The event will be held every Monday through May 23 and is free and open to the public.

The target audience is 18 years old and up, and attendees are encouraged to bring a water bottle and comfortable walking shoes.

“We will meet at the gazebo in the center of the park,” said Tommy Byers, Agrilife nutrition educator. “During this series, participants will learn the importance of fruits, vegetables and their role on physical activity. I chose this location because it is open with a good-sized walking track. The park has public restrooms, as well as a water fountain. In case the weather is bad, we can utilize the community center, which is on site, to continue our class inside.”

Byers said the hour is broken down by lecture and then the daily exercises.

“We will arrive at 2 p.m. and have a brief introduction, go over the lesson for the day, then go into stretching and a lite warmup, followed by walking around the track,” he said. “Before we leave, we will join back into our group, and I will do a recap of the lesson. Each day will be a different lesson over health and nutrition. If it is raining, then we will meet inside the community center, and the lesson will be modified for inside exercise.”

Byers said at the end of each series, participants receive an incentive item that goes along with that day’s lesson.

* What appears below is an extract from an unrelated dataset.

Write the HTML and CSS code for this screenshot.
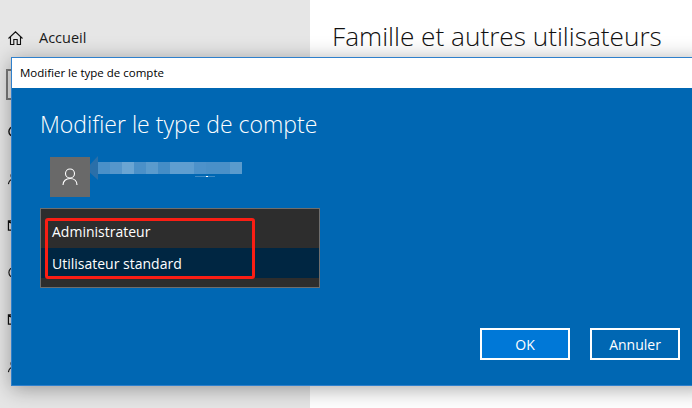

The incentive items will be health-related and will help keep track of your steps or promote ways to plan out meals.

“The goal of the program is to provide individuals with the knowledge and skills to create a physical activity and stick with it,” Byers said. “The goal can be small, or as big as you want it. Throughout the eight weeks, those attending will learn how small goals can lead to big goals.”

The challenge focuses on basic health, nutrition and creating permanent healthy habits.

“This will provide participants with the skills to stay independent as they get into their golden years,” Byers said. “The Better Goal of the Better Living for Texans program is to improve the health of Texas, one Texan at a time. These programs are important to me, because it allows me the opportunity to make connections within my community.

“I have lived in Orange County my whole life and through these programs I am able to see the needs within Orange County. I can relate to my audience, because in Orange County, you are family. Learning about food is important because it provides us with energy. If we are constantly eating empty calories, then our body is going to continue running on autopilot. By providing our bodies with nutritional value, then our body will have more energy.”

Byers said his kindergarten teacher, “Mrs. Murphy,” was a major influence on him.

She provided him with the skills to be helpful in the.

“When I was a student in her class, I would participate in the Relay for Life,” he said. “After walking the survivors lap, Mrs. Murphy would be in the audience cheering me on. She was much more than just a teacher; she was a role model and showed me the importance of being a positive influence on others.”

Byers said working in groups keeps you motivated and allows you to create friendly competition to keep each other on track.

“It has been proven if you work out in a group you are more likely to continue,” he said. “You can show up without registering, but I encourage you to register ahead of time. This way I will have a better understanding of how much materials I will need to bring.”